Supplied material =>
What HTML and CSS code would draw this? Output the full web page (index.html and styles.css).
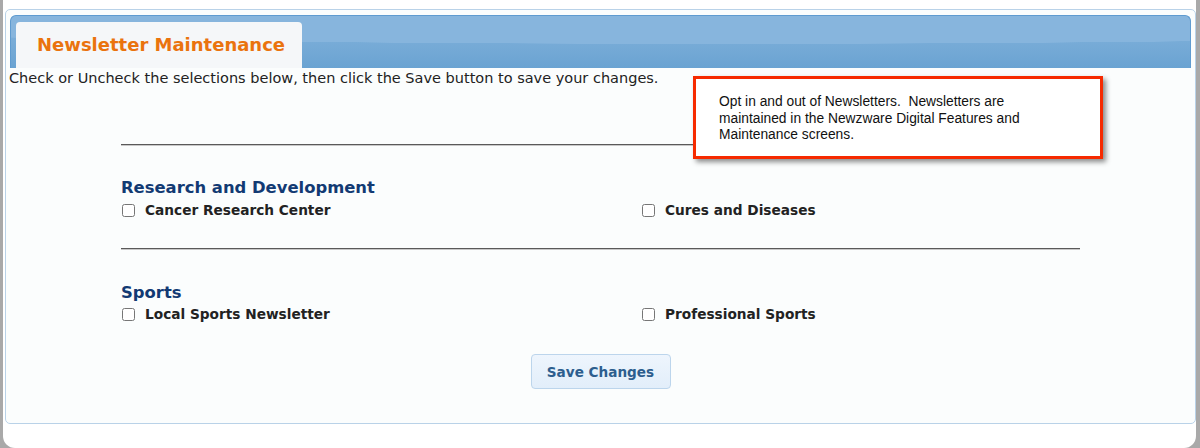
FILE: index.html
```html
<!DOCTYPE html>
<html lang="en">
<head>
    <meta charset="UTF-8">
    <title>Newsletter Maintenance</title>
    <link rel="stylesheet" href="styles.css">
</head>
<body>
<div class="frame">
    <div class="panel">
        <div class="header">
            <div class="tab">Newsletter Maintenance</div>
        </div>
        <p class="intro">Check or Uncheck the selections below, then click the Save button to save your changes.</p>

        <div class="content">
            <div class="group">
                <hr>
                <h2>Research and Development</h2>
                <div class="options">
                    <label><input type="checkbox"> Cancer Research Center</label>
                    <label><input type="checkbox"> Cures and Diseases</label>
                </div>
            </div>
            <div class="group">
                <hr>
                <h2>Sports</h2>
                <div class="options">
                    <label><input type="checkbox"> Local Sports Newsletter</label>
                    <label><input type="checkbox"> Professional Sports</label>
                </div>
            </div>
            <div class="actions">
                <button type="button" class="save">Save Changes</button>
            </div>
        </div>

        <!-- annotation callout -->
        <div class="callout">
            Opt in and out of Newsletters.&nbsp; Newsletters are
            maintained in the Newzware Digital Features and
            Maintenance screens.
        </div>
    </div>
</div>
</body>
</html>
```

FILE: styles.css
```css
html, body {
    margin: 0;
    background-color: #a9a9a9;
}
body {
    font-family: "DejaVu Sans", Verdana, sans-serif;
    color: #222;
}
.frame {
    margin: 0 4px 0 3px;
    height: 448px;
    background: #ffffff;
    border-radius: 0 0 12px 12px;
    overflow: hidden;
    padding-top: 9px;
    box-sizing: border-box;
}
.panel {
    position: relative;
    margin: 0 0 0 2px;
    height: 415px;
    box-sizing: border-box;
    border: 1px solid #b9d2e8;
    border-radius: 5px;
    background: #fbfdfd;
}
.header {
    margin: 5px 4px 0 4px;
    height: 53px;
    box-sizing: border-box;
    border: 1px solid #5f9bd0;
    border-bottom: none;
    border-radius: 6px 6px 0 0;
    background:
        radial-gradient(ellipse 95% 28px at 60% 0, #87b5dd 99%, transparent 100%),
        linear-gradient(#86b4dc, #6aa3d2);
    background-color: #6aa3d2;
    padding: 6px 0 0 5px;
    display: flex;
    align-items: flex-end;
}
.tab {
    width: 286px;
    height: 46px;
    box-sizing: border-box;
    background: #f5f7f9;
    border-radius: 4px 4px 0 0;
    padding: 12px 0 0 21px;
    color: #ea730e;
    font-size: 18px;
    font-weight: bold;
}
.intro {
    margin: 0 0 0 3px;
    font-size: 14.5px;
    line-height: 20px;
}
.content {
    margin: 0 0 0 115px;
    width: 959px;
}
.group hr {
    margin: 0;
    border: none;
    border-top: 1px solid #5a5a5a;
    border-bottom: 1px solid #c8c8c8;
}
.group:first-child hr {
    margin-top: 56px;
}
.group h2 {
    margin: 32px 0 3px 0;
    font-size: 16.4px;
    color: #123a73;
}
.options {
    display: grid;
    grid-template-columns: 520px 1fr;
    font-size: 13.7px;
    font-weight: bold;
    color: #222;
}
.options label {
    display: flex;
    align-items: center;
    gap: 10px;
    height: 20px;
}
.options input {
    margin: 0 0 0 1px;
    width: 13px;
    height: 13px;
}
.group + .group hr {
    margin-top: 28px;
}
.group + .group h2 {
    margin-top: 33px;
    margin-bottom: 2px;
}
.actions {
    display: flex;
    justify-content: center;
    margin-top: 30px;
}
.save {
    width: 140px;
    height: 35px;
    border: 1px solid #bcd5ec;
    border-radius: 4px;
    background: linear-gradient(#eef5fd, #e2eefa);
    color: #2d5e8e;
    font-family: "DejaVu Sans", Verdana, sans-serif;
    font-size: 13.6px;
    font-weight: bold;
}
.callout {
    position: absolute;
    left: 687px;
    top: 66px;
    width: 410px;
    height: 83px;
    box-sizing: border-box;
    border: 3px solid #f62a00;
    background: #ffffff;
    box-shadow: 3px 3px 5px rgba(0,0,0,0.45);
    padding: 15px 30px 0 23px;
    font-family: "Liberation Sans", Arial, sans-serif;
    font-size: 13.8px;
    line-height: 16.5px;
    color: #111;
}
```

Task brief => Restate the whole of the material word for word without the pictures.

Completed task =>
What HTML and CSS code would draw this? Output the full web page (index.html and styles.css).
FILE: index.html
```html
<!DOCTYPE html>
<html lang="en">
<head>
    <meta charset="UTF-8">
    <title>Newsletter Maintenance</title>
    <link rel="stylesheet" href="styles.css">
</head>
<body>
<div class="frame">
    <div class="panel">
        <div class="header">
            <div class="tab">Newsletter Maintenance</div>
        </div>
        <p class="intro">Check or Uncheck the selections below, then click the Save button to save your changes.</p>

        <div class="content">
            <div class="group">
                <hr>
                <h2>Research and Development</h2>
                <div class="options">
                    <label><input type="checkbox"> Cancer Research Center</label>
                    <label><input type="checkbox"> Cures and Diseases</label>
                </div>
            </div>
            <div class="group">
                <hr>
                <h2>Sports</h2>
                <div class="options">
                    <label><input type="checkbox"> Local Sports Newsletter</label>
                    <label><input type="checkbox"> Professional Sports</label>
                </div>
            </div>
            <div class="actions">
                <button type="button" class="save">Save Changes</button>
            </div>
        </div>

        <!-- annotation callout -->
        <div class="callout">
            Opt in and out of Newsletters.&nbsp; Newsletters are
            maintained in the Newzware Digital Features and
            Maintenance screens.
        </div>
    </div>
</div>
</body>
</html>
```

FILE: styles.css
```css
html, body {
    margin: 0;
    background-color: #a9a9a9;
}
body {
    font-family: "DejaVu Sans", Verdana, sans-serif;
    color: #222;
}
.frame {
    margin: 0 4px 0 3px;
    height: 448px;
    background: #ffffff;
    border-radius: 0 0 12px 12px;
    overflow: hidden;
    padding-top: 9px;
    box-sizing: border-box;
}
.panel {
    position: relative;
    margin: 0 0 0 2px;
    height: 415px;
    box-sizing: border-box;
    border: 1px solid #b9d2e8;
    border-radius: 5px;
    background: #fbfdfd;
}
.header {
    margin: 5px 4px 0 4px;
    height: 53px;
    box-sizing: border-box;
    border: 1px solid #5f9bd0;
    border-bottom: none;
    border-radius: 6px 6px 0 0;
    background:
        radial-gradient(ellipse 95% 28px at 60% 0, #87b5dd 99%, transparent 100%),
        linear-gradient(#86b4dc, #6aa3d2);
    background-color: #6aa3d2;
    padding: 6px 0 0 5px;
    display: flex;
    align-items: flex-end;
}
.tab {
    width: 286px;
    height: 46px;
    box-sizing: border-box;
    background: #f5f7f9;
    border-radius: 4px 4px 0 0;
    padding: 12px 0 0 21px;
    color: #ea730e;
    font-size: 18px;
    font-weight: bold;
}
.intro {
    margin: 0 0 0 3px;
    font-size: 14.5px;
    line-height: 20px;
}
.content {
    margin: 0 0 0 115px;
    width: 959px;
}
.group hr {
    margin: 0;
    border: none;
    border-top: 1px solid #5a5a5a;
    border-bottom: 1px solid #c8c8c8;
}
.group:first-child hr {
    margin-top: 56px;
}
.group h2 {
    margin: 32px 0 3px 0;
    font-size: 16.4px;
    color: #123a73;
}
.options {
    display: grid;
    grid-template-columns: 520px 1fr;
    font-size: 13.7px;
    font-weight: bold;
    color: #222;
}
.options label {
    display: flex;
    align-items: center;
    gap: 10px;
    height: 20px;
}
.options input {
    margin: 0 0 0 1px;
    width: 13px;
    height: 13px;
}
.group + .group hr {
    margin-top: 28px;
}
.group + .group h2 {
    margin-top: 33px;
    margin-bottom: 2px;
}
.actions {
    display: flex;
    justify-content: center;
    margin-top: 30px;
}
.save {
    width: 140px;
    height: 35px;
    border: 1px solid #bcd5ec;
    border-radius: 4px;
    background: linear-gradient(#eef5fd, #e2eefa);
    color: #2d5e8e;
    font-family: "DejaVu Sans", Verdana, sans-serif;
    font-size: 13.6px;
    font-weight: bold;
}
.callout {
    position: absolute;
    left: 687px;
    top: 66px;
    width: 410px;
    height: 83px;
    box-sizing: border-box;
    border: 3px solid #f62a00;
    background: #ffffff;
    box-shadow: 3px 3px 5px rgba(0,0,0,0.45);
    padding: 15px 30px 0 23px;
    font-family: "Liberation Sans", Arial, sans-serif;
    font-size: 13.8px;
    line-height: 16.5px;
    color: #111;
}
```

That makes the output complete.